Why audiobooks have their place, but paper will give you the edge over goldfish

copyright Jeff Golden, 2010

For years now, podcasts have taken up the time I used to spend reading. Rather than opening a book when I boarded a streetcar, I’d pop in my earbuds and have Marc Maron or Ira Glass keep me company. Sometimes, to placate my guilt about not reading, I’d listen to Eleanor Wachtel interview authors, convincing myself that was almost the same as opening a book.

Trying an audiobook instead never occurred to me. For some reason, I’ve always considered them cheating, like serving takeout food at a dinner party. I have a friend who swears by his Audible subscription, and even though he’s worked through some impressive titles, from the Histories of Herodotus to all seven volumes of Proust’s In Search of Lost Time, I’ve wondered if he can truly say he’s read those books. After all, he just listened to them. Where’s the heavy lifting? The eye strain? The falling asleep mid-sentence?

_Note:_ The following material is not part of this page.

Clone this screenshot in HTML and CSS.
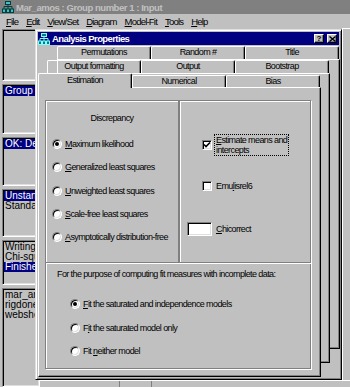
FILE: index.html
```html
<!DOCTYPE html>
<html>
<head>
<meta charset="utf-8">
<title>Mar_amos : Group number 1 : Input</title>
<link rel="stylesheet" href="styles.css">
</head>
<body>
<div class="app">
  <div class="caption">
    <svg class="amos-icon" width="12" height="12" viewBox="0 0 12 12">
      <path d="M6 3.5v2M2 5.5h8M2 5.5v2.5M6 5.5v2.5M10 5.5v2.5" stroke="#004040" fill="none"/>
      <rect x="3.5" y="0.5" width="5" height="3" fill="#40c0c0" stroke="#004040"/>
      <rect x="0.5" y="8" width="3" height="3.5" fill="#40c0c0" stroke="#004040"/>
      <rect x="4.5" y="8" width="3" height="3.5" fill="#40c0c0" stroke="#004040"/>
      <rect x="8.5" y="8" width="3" height="3.5" fill="#40c0c0" stroke="#004040"/>
    </svg>
    <span>Mar_amos : Group number 1 : Input</span>
  </div>

  <div class="menubar">
    <span><u>F</u>ile</span>
    <span><u>E</u>dit</span>
    <span><u>V</u>iew/Set</span>
    <span><u>D</u>iagram</span>
    <span><u>M</u>odel-Fit</span>
    <span><u>T</u>ools</span>
    <span><u>H</u>elp</span>
  </div>

  <div class="client">
    <div class="sidebar">
      <div class="listbox lb1"></div>
      <div class="listbox lb2"><div class="item sel">Group number 1</div></div>
      <div class="listbox lb3"><div class="item sel">OK: Default model</div></div>
      <div class="listbox lb4">
        <div class="item sel">Unstandardized estimates</div>
        <div class="item">Standardized estimates</div>
      </div>
      <div class="listbox lb5">
        <div class="item">Writing output</div>
        <div class="item">Chi-square = 0.0</div>
        <div class="item sel">Finished</div>
      </div>
      <div class="listbox lb6">
        <div class="item">mar_amos</div>
        <div class="item">rigdone</div>
        <div class="item">webshot</div>
      </div>
    </div>
    <div class="workspace">
      <div class="drawing"></div>
      <div class="statusbar">
        <span class="sb-cell sb-a"></span>
        <span class="sb-cell sb-b"></span>
        <span class="sb-cell sb-c"></span>
      </div>
    </div>
  </div>

  <!-- Analysis Properties dialog -->
  <div class="dialog">
    <div class="dlg-title">
      <svg class="amos-icon" width="12" height="12" viewBox="0 0 12 12">
        <path d="M6 3.5v2M2 5.5h8M2 5.5v2.5M6 5.5v2.5M10 5.5v2.5" stroke="#80ffff" fill="none"/>
        <rect x="3.5" y="0.5" width="5" height="3" fill="#008080" stroke="#80ffff"/>
        <rect x="0.5" y="8" width="3" height="3.5" fill="#008080" stroke="#80ffff"/>
        <rect x="4.5" y="8" width="3" height="3.5" fill="#008080" stroke="#80ffff"/>
        <rect x="8.5" y="8" width="3" height="3.5" fill="#008080" stroke="#80ffff"/>
      </svg>
      <span class="dlg-title-text">Analysis Properties</span>
      <span class="cap-btn help">?</span>
      <span class="cap-btn close">
        <svg width="7" height="6" viewBox="0 0 7 6"><path d="M0.5 0.5l6 5M6.5 0.5l-6 5" stroke="#000" stroke-width="1.4"/></svg>
      </span>
    </div>

    <div class="tabstack">
      <div class="layer layer-3">
        <div class="tabrow">
          <div class="tab">Permutations</div>
          <div class="tab">Random #</div>
          <div class="tab">Title</div>
        </div>
        <div class="page"></div>
      </div>

      <div class="layer layer-2">
        <div class="tabrow">
          <div class="tab">Output formatting</div>
          <div class="tab">Output</div>
          <div class="tab">Bootstrap</div>
        </div>
        <div class="page"></div>
      </div>

      <div class="layer layer-1">
        <div class="tabrow">
          <div class="tab active">Estimation</div>
          <div class="tab">Numerical</div>
          <div class="tab">Bias</div>
        </div>
        <div class="page page-front">
          <div class="groups-top">
            <div class="group grp-disc">
              <div class="grp-heading">Discrepancy</div>
              <div class="radio-list">
                <div class="opt"><span class="radio on"></span><span><u>M</u>aximum likelihood</span></div>
                <div class="opt"><span class="radio"></span><span><u>G</u>eneralized least squares</span></div>
                <div class="opt"><span class="radio"></span><span><u>U</u>nweighted least squares</span></div>
                <div class="opt"><span class="radio"></span><span><u>S</u>cale-free least squares</span></div>
                <div class="opt"><span class="radio"></span><span><u>A</u>symptotically distribution-free</span></div>
              </div>
            </div>

            <div class="group grp-opts">
              <div class="opt-row row-means">
                <span class="opt-box">
                  <span class="check">
                    <svg width="8" height="8" viewBox="0 0 8 8"><path d="M1 3.5l2 2 4-4" stroke="#000" stroke-width="1.6" fill="none"/></svg>
                  </span>
                </span>
                <span class="opt-label focus"><u>E</u>stimate means and<br>intercepts</span>
              </div>
              <div class="opt-row row-emul">
                <span class="opt-box"><span class="check"></span></span>
                <span class="opt-label">Emu<u>l</u>isrel6</span>
              </div>
              <div class="opt-row row-chi">
                <span class="opt-box"><span class="edit"></span></span>
                <span class="opt-label"><u>C</u>hicorrect</span>
              </div>
            </div>
          </div>

          <div class="group grp-missing">
            <div class="grp-note">For the purpose of computing fit measures with incomplete data:</div>
            <div class="radio-list radio-list-missing">
              <div class="opt"><span class="radio on"></span><span><u>F</u>it the saturated and independence models</span></div>
              <div class="opt"><span class="radio"></span><span>F<u>i</u>t the saturated model only</span></div>
              <div class="opt"><span class="radio"></span><span>Fit <u>n</u>either model</span></div>
            </div>
          </div>
        </div>
      </div>
    </div>
  </div>
</div>
</body>
</html>
```

FILE: styles.css
```css
* {
  box-sizing: border-box;
}
body {
  margin: 0;
  background: #c0c0c0;
  color: #000;
  font-family: "Liberation Sans", Arial, sans-serif;
  font-size: 9px;
}
.app {
  position: relative;
  width: 350px;
  height: 387px;
  overflow: hidden;
  background: #c0c0c0;
  display: flex;
  flex-direction: column;
}

/* main window */
.caption {
  height: 14px;
  flex: none;
  display: flex;
  align-items: center;
  gap: 2px;
  padding-left: 2px;
  background: #808080;
  color: #c0c0c0;
  font-size: 9.5px;
  font-weight: bold;
  letter-spacing: -0.45px;
  white-space: nowrap;
}
.amos-icon {
  flex: none;
  display: block;
}
.menubar {
  height: 14px;
  flex: none;
  display: flex;
  align-items: center;
  gap: 8px;
  padding-left: 6px;
  font-size: 9.5px;
  letter-spacing: -0.8px;
  white-space: nowrap;
}
.client {
  flex: 1;
  display: flex;
  min-height: 0;
}
.sidebar {
  width: 40px;
  flex: none;
  display: flex;
  flex-direction: column;
  gap: 3px;
  padding: 1px 0 0 2px;
}
.listbox {
  border: 1px solid;
  border-color: #808080 #fff #fff #808080;
  box-shadow: inset 1px 1px 0 #000, inset -1px -1px 0 #dfdfdf;
  padding: 1px;
  overflow: hidden;
  white-space: nowrap;
  font-size: 10px;
  line-height: 10px;
}
.lb1 { height: 52px; }
.lb2 { height: 50px; }
.lb3 { height: 49px; }
.lb4 { height: 48px; }
.lb5 { height: 45px; }
.lb6 { flex: 1; }
.item {
  padding-left: 1px;
}
.item.sel {
  background: #000080;
  color: #fff;
}
.workspace {
  flex: 1;
  display: flex;
  flex-direction: column;
}
.drawing {
  flex: 1;
  margin-left: 302px;
  border-top: 1px solid #fff;
  border-left: 1px solid #fff;
}
.statusbar {
  height: 7px;
  flex: none;
  display: flex;
  border-top: 1px solid #fff;
}
.sb-cell {
  border-right: 1px solid #808080;
}
.sb-a { width: 80px; }
.sb-b { width: 32px; }
.sb-c { flex: 1; border-right: none; }

/* dialog */
.dialog {
  position: absolute;
  left: 35px;
  top: 29px;
  width: 307px;
  height: 351px;
  display: flex;
  flex-direction: column;
  padding: 2px;
  background: #c0c0c0;
  border: 1px solid;
  border-color: #dfdfdf #000 #000 #dfdfdf;
  box-shadow: inset 1px 1px 0 #fff, inset -1px -1px 0 #808080;
  letter-spacing: -0.6px;
}
.dlg-title {
  height: 13px;
  flex: none;
  display: flex;
  align-items: center;
  gap: 2px;
  background: #000080;
  color: #fff;
  font-size: 9.5px;
  font-weight: bold;
  padding-right: 2px;
}
.dlg-title-text {
  flex: 1;
}
.cap-btn {
  width: 10px;
  height: 9px;
  display: flex;
  align-items: center;
  justify-content: center;
  background: #c0c0c0;
  color: #000;
  border: 1px solid;
  border-color: #fff #000 #000 #fff;
  box-shadow: inset -1px -1px 0 #808080;
  font-size: 8px;
  line-height: 8px;
  letter-spacing: 0;
}
.cap-btn.close {
  margin-left: 1px;
}
.tabstack {
  position: relative;
  flex: 1;
}
.layer {
  position: absolute;
  width: 283px;
}
.layer-3 { left: 19px; top: 0; }
.layer-2 { left: 9px; top: 14px; }
.layer-1 { left: 0; top: 28px; }
.tabrow {
  height: 14px;
  display: flex;
  align-items: flex-start;
}
.tab {
  width: 94px;
  height: 12px;
  margin-top: 2px;
  text-align: center;
  line-height: 11px;
  white-space: nowrap;
  border-top: 1px solid #fff;
  border-left: 1px solid #fff;
  border-right: 1px solid #000;
  border-radius: 2px 2px 0 0;
  box-shadow: inset -1px 0 0 #808080;
}
.layer-3 .tab,
.layer-2 .tab {
  margin-top: 1px;
  height: 13px;
}
.tab.active {
  position: relative;
  z-index: 1;
  height: 15px;
  margin-top: 0;
  margin-bottom: -1px;
  line-height: 13px;
  background: #c0c0c0;
}
.page {
  height: 290px;
  background: #c0c0c0;
  border: 1px solid;
  border-color: #fff #000 #000 #fff;
  box-shadow: inset -1px -1px 0 #808080;
}
.page-front {
  padding: 12px 9px 0 6px;
}

/* group boxes */
.group {
  border: 1px solid #808080;
  box-shadow: inset 1px 1px 0 #fff, 1px 1px 0 #fff;
}
.groups-top {
  height: 163px;
  display: grid;
  grid-template-columns: 134px 1fr;
}
.grp-heading {
  margin-top: 11px;
  line-height: 12px;
  text-align: center;
}
.radio-list {
  display: flex;
  flex-direction: column;
  gap: 11.3px;
  margin-top: 14px;
  padding-left: 6px;
}
.opt {
  height: 12px;
  display: flex;
  align-items: center;
  gap: 3px;
  white-space: nowrap;
}
.radio {
  position: relative;
  flex: none;
  width: 10px;
  height: 10px;
  border-radius: 50%;
  background: #fff;
  border: 1px solid;
  border-color: #808080 #fff #fff #808080;
  box-shadow: inset 1px 1px 0 #000, inset -1px -1px 0 #dfdfdf;
}
.radio.on::after {
  content: "";
  position: absolute;
  left: 2px;
  top: 2px;
  width: 4px;
  height: 4px;
  border-radius: 50%;
  background: #000;
}
.grp-opts {
  display: flex;
  flex-direction: column;
  padding: 33px 0 0 7px;
}
.opt-row {
  display: flex;
  align-items: center;
  gap: 2px;
}
.row-means { height: 22px; }
.row-emul { height: 12px; margin-top: 24px; }
.row-chi { height: 14px; margin-top: 30px; }
.opt-box {
  width: 25px;
  display: flex;
  justify-content: flex-end;
}
.check {
  width: 10px;
  height: 10px;
  display: flex;
  align-items: center;
  justify-content: center;
  background: #fff;
  border: 1px solid;
  border-color: #808080 #fff #fff #808080;
  box-shadow: inset 1px 1px 0 #000, inset -1px -1px 0 #dfdfdf;
}
.check svg {
  display: block;
}
.edit {
  width: 25px;
  height: 14px;
  background: #fff;
  border: 1px solid;
  border-color: #808080 #fff #fff #808080;
  box-shadow: inset 1px 1px 0 #000, inset -1px -1px 0 #dfdfdf;
}
.opt-label {
  border: 1px solid transparent;
  padding: 0 1px;
  line-height: 10px;
  white-space: nowrap;
}
.opt-label.focus {
  border: 1px dotted #000;
}
.grp-missing {
  height: 107px;
  margin-top: -1px;
}
.grp-note {
  margin-top: 5px;
  padding-left: 11px;
  line-height: 12px;
  white-space: nowrap;
}
.radio-list-missing {
  margin-top: 18px;
  padding-left: 24px;
  gap: 11.5px;
}
```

It turns out that my self-flagellating Protestant work ethic may have been blinding me to the genuine merit of listening to literature. A 2011 Forbes article cites research that states, “[R]eading and listening are strikingly similar cognitive processes.” Listening might even have the edge on reading, because we’re more likely to stick with an idea we’re hearing. Reading competes with countless other distractions, particularly in an age when the average attention span is just eight seconds. (With nine substantial seconds, the goldfish has us beat.)

On the other hand, Fast Company reported in 2014 on a University of Waterloo study that found people who listened to content were more likely to have their minds wander than those who read the text silently. In fact, really focused reading, with minimal distractions and deep concentration, can yield some valuable psychological results. A 2013 Time article reported on a number of studies that found people who engaged in fully immersed reading of fiction “appear to be better able to understand other people, empathize with them and view the world from their perspective.”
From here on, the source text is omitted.